··· Data shown ···

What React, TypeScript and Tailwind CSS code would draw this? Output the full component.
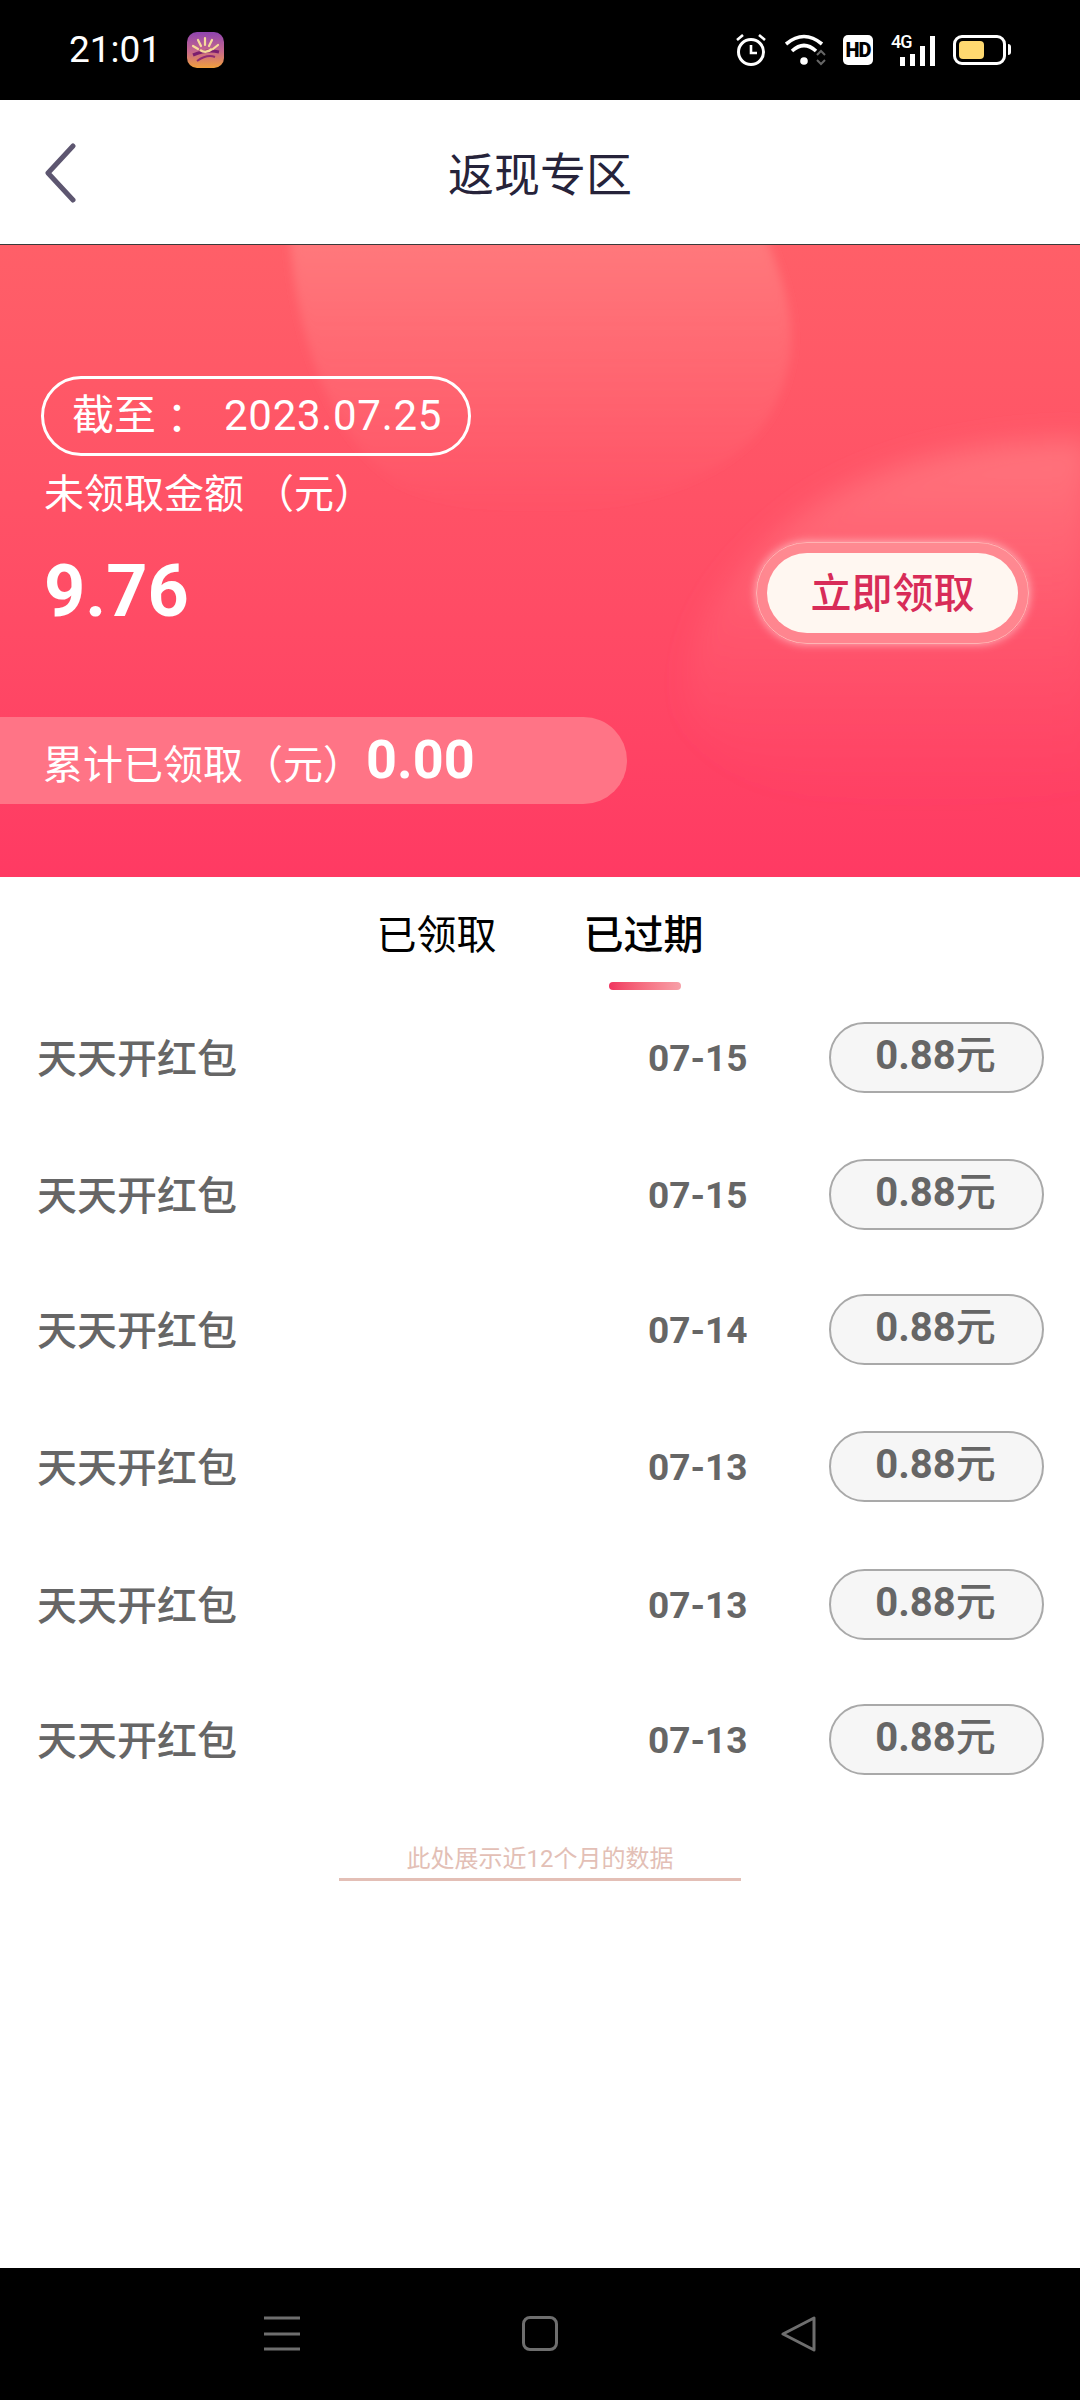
const rows = [
  { date: "07-15", gap: "mt-[32px]" },
  { date: "07-15", gap: "mt-[67px]" },
  { date: "07-14", gap: "mt-[65px]" },
  { date: "07-13", gap: "mt-[67px]" },
  { date: "07-13", gap: "mt-[68px]" },
  { date: "07-13", gap: "mt-[65px]" },
];

function StatusBar() {
  return (
    <div className="flex h-[100px] shrink-0 items-center justify-between bg-black pb-[1px] pl-[69px] pr-[69px] text-white">
      <div className="flex items-center gap-[26px]">
        <span className="text-[37px] leading-none">21:01</span>
        <svg width="37" height="36" viewBox="0 0 37 36">
          <defs>
            <linearGradient id="app" x1="0" y1="0" x2="0" y2="1">
              <stop offset="0" stopColor="#8f44b0" />
              <stop offset="0.55" stopColor="#c8698a" />
              <stop offset="1" stopColor="#f0a03c" />
            </linearGradient>
          </defs>
          <rect width="37" height="36" rx="10" fill="url(#app)" />
          <path d="M6 23 Q20 17 32 20" stroke="#7b1f6e" strokeWidth="3" fill="none" />
          <path d="M10 29 Q20 22 28 25" stroke="#8f2a74" strokeWidth="2" fill="none" />
          <path d="M18 6v7M11 8l3 6M25 8l-3 6M6 14l5 3M31 13l-5 4" stroke="#f7dc9a" strokeWidth="2.2" strokeLinecap="round" />
          <path d="M13 18 Q19 22 25 17" stroke="#f7dc9a" strokeWidth="2.5" fill="none" />
        </svg>
      </div>
      <div className="flex items-center">
        <svg width="30" height="32" viewBox="0 0 30 32" fill="none" stroke="white" strokeWidth="3">
          <circle cx="15" cy="18" r="12.5" />
          <path d="M15 11v8h6" strokeWidth="2.6" />
          <path d="M1 6l6-5M29 6l-6-5" strokeWidth="2.6" />
        </svg>
        <svg className="ml-[19px]" width="42" height="32" viewBox="0 0 42 32" fill="none">
          <path d="M1 10 Q19 -5 37 10" stroke="white" strokeWidth="3.6" />
          <path d="M7 17 Q19 6 31 17" stroke="white" strokeWidth="3.6" />
          <circle cx="19" cy="27" r="3.8" fill="white" />
          <path d="M32 21l4-4 4 4M32 26l4 4 4-4" stroke="#666" strokeWidth="2" />
        </svg>
        <div className="ml-[16px] flex h-[30px] w-[30px] items-center justify-center rounded-[5px] bg-white font-['Roboto'] text-[20px] leading-none font-black tracking-[-1px] text-black">
          HD
        </div>
        <div className="relative ml-[18px] h-[32px] w-[44px]">
          <span className="absolute left-0 top-[-1px] font-['Roboto'] text-[18px] leading-none font-medium tracking-[-1px]">4G</span>
          <div className="absolute bottom-0 right-0 flex items-end gap-[5px]">
            <div className="h-[9px] w-[5px] bg-white" />
            <div className="h-[12px] w-[5px] bg-white" />
            <div className="h-[20px] w-[5px] bg-white" />
            <div className="h-[30px] w-[5px] bg-white" />
          </div>
        </div>
        <div className="ml-[18px] flex items-center">
          <div className="h-[30px] w-[53px] rounded-[9px] border-[3px] border-white p-[3px]">
            <div className="h-full w-[25px] rounded-[4px] bg-[#ffd970]" />
          </div>
          <div className="ml-[2px] h-[11px] w-[3px] rounded-r-sm bg-white" />
        </div>
      </div>
    </div>
  );
}

function Header() {
  return (
    <div className="relative flex h-[145px] shrink-0 items-center justify-center border-b border-[#3a3a3a] bg-white">
      <svg className="absolute left-[43px] top-[43px]" width="34" height="60" viewBox="0 0 34 60" fill="none">
        <path d="M30 3 L5 30 L30 57" stroke="#5d5670" strokeWidth="5" strokeLinecap="round" strokeLinejoin="round" />
      </svg>
      <span className="pt-[6px] text-[46px] text-[#26233a]">返现专区</span>
    </div>
  );
}

function Hero() {
  return (
    <div className="relative h-[632px] shrink-0 overflow-hidden bg-gradient-to-b from-[#ff5f68] to-[#ff3a63] pt-[131px] text-white">
      <svg className="absolute inset-0" width="1080" height="632" viewBox="0 0 1080 632">
        <defs>
          <filter id="soft" x="-20%" y="-20%" width="140%" height="140%">
            <feGaussianBlur stdDeviation="5" />
          </filter>
          <filter id="softer" x="-30%" y="-30%" width="160%" height="160%">
            <feGaussianBlur stdDeviation="14" />
          </filter>
          <linearGradient id="blobA" x1="0" y1="0" x2="0" y2="1">
            <stop offset="0" stopColor="#ff8a8a" stopOpacity="0.6" />
            <stop offset="0.55" stopColor="#ff8084" stopOpacity="0.3" />
            <stop offset="1" stopColor="#ff7a80" stopOpacity="0" />
          </linearGradient>
          <linearGradient id="blobB" x1="0" y1="0" x2="0" y2="1">
            <stop offset="0" stopColor="#ff8a8c" stopOpacity="0.6" />
            <stop offset="0.45" stopColor="#ff7a84" stopOpacity="0.3" />
            <stop offset="1" stopColor="#ff5a70" stopOpacity="0" />
          </linearGradient>
        </defs>
        <path d="M290 -10 C295 80 325 190 400 240 C520 300 720 260 770 170 C810 100 785 40 765 -10 Z" fill="url(#blobA)" filter="url(#soft)" />
        <path d="M1090 195 C960 195 850 225 780 285 C710 345 680 400 690 470 C760 590 980 570 1090 540 Z" fill="url(#blobB)" filter="url(#softer)" />
      </svg>

      <div className="relative flex flex-col items-start">
        <div className="ml-[41px] flex h-[80px] w-[430px] items-center rounded-full border-[3px] border-white pl-[28px] text-[42px] leading-none">
          <span>截至</span>
          <span className="font-['Noto_Sans_CJK_TC']">：</span>
          <span className="ml-[26px] tracking-[0.7px]">2023.07.25</span>
        </div>
        <div className="ml-[44px] mt-[9px] text-[40px] leading-[60px]">未领取金额 （元）</div>
        <div className="mt-[17px] flex w-full items-center justify-between pl-[44px] pr-[51px]">
          <span className="-translate-y-[1px] text-[72px] leading-[96px] font-bold">9.76</span>
          <div className="rounded-full border border-[#ffb4b4] bg-[#ff9a9e]/70 p-[10px] shadow-[0_0_10px_rgba(255,225,225,0.7)]">
            <div className="flex h-[80px] w-[251px] items-center justify-center rounded-full bg-[#fff7f1] pt-[4px] text-[41px] font-medium text-[#d82c58]">
              立即领取
            </div>
          </div>
        </div>
        <div className="mt-[73px] flex h-[87px] w-[627px] items-center rounded-r-[44px] bg-[#ff7486] pl-[43px]">
          <span className="translate-y-[5px] text-[40px]">累计已领取（元）</span>
          <span className="ml-[3px] -translate-y-[1px] text-[54px] leading-none font-bold">0.00</span>
        </div>
      </div>
    </div>
  );
}

function Tabs() {
  return (
    <div className="relative flex h-[113px] shrink-0 items-start justify-center gap-[87px] bg-white pt-[31px] text-[40px] leading-[56px] text-black">
      <span>已领取</span>
      <span className="relative font-medium">
        已过期
        <div className="absolute left-[25px] top-[74px] h-[8px] w-[72px] rounded-full bg-gradient-to-r from-[#f0335f] to-[#f7a0a8]" />
      </span>
    </div>
  );
}

function Row({ date, gap }: { date: string; gap: string }) {
  return (
    <div className={`flex h-[70px] items-center pl-[37px] pr-[36px] ${gap}`}>
      <span className="w-[611px] pt-[6px] text-[40px] font-medium text-[#666666]">天天开红包</span>
      <span className="w-[181px] pt-[3px] text-[37px] font-bold text-[#666666]">{date}</span>
      <div className="flex h-[71px] w-[215px] items-center justify-center rounded-full border-2 border-[#a9a9a9] bg-[#f6f6f6] pb-[3px] pr-[2px] text-[40px] font-bold text-[#666666]">
        0.88<span className="font-medium">元</span>
      </div>
    </div>
  );
}

function NavBar() {
  return (
    <div className="flex h-[132px] shrink-0 items-center bg-black pb-[1px] pl-[264px]">
      <svg width="36" height="36" viewBox="0 0 36 36" stroke="#6e6e6e" strokeWidth="3">
        <path d="M0 2h36M0 18h36M0 33h36" />
      </svg>
      <div className="ml-[222px] h-[35px] w-[36px] rounded-[8px] border-[3px] border-[#6e6e6e]" />
      <svg className="ml-[223px]" width="36" height="36" viewBox="0 0 36 36" fill="none" stroke="#6e6e6e" strokeWidth="3" strokeLinejoin="round">
        <path d="M2 18 L33 2 L33 34 Z" />
      </svg>
    </div>
  );
}

export default function App() {
  return (
    <div className="flex h-[2400px] w-[1080px] flex-col overflow-hidden bg-white font-['Roboto','Noto_Sans_CJK_SC',sans-serif]">
      <StatusBar />
      <Header />
      <Hero />
      <Tabs />
      <div className="flex-1">
        {rows.map((row, i) => (
          <Row key={i} date={row.date} gap={row.gap} />
        ))}
        <div className="mt-[67px] flex flex-col items-center">
          <span className="text-[24px] leading-[36px] text-[#e3bfb6]">此处展示近12个月的数据</span>
          <div className="mt-[1px] h-[3px] w-[402px] bg-[#e3bfb6]" />
        </div>
      </div>
      <NavBar />
    </div>
  );
}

···

State the count of lines that contain the string "full". Nothing else is needed.

> [Answer to this problem]: 8